You are what you eat and same goes for bacteria

We are part of the Carbon Cycle
Many of us take soil for granted. Those who live in a city rarely encounter soil except in artificial ways, yet soil microbes are essential to maintain life as we know it on Earth. Scientists at the Argonne National Laboratory(U of Chicago) have been studying how soil bacteria utilize various forms of carbon.

The bacteria studied were anaerobic or non-oxygen using bacteria. The anaerobic bacteria were provided with three different types of carbon – glucose, lactate and acetate. Glucose is the most complex of the three. The researchers found that when the soil bacteria were provided with glucose as an energy source, they produced the most complex substances as by products.

This is important because by producing more complex by products a more complex community of microbes could live in the soil, adding further break down products and even more complexity to the soil.

Complex plants, many of which provide food for humans need complex soil to grow well. While artificial nutrients can be added to artificially grown plants, the majority of food crops are grown in soil, outside and dependent on the soil for their nutrition.
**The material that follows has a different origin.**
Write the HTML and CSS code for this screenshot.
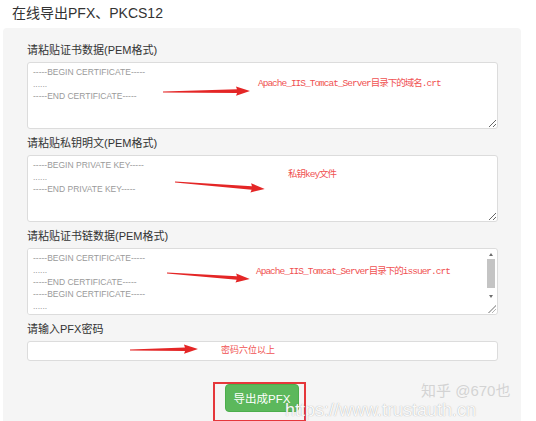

 “We’ve illustrated that as microorganisms alter their environment, their environment then affects the type of microorganisms that are there and their activity.” Argonne researcher

Farmers will be facing many challenges as the Earth’s climate changes. Heat or lack of it affects microbial growth. Some farmers have opted to use pesticides and herbicides on their fields inadvertently affecting the microbial communities. With this latest research a little more information is now available about these tiny engineers of the carbon cycle.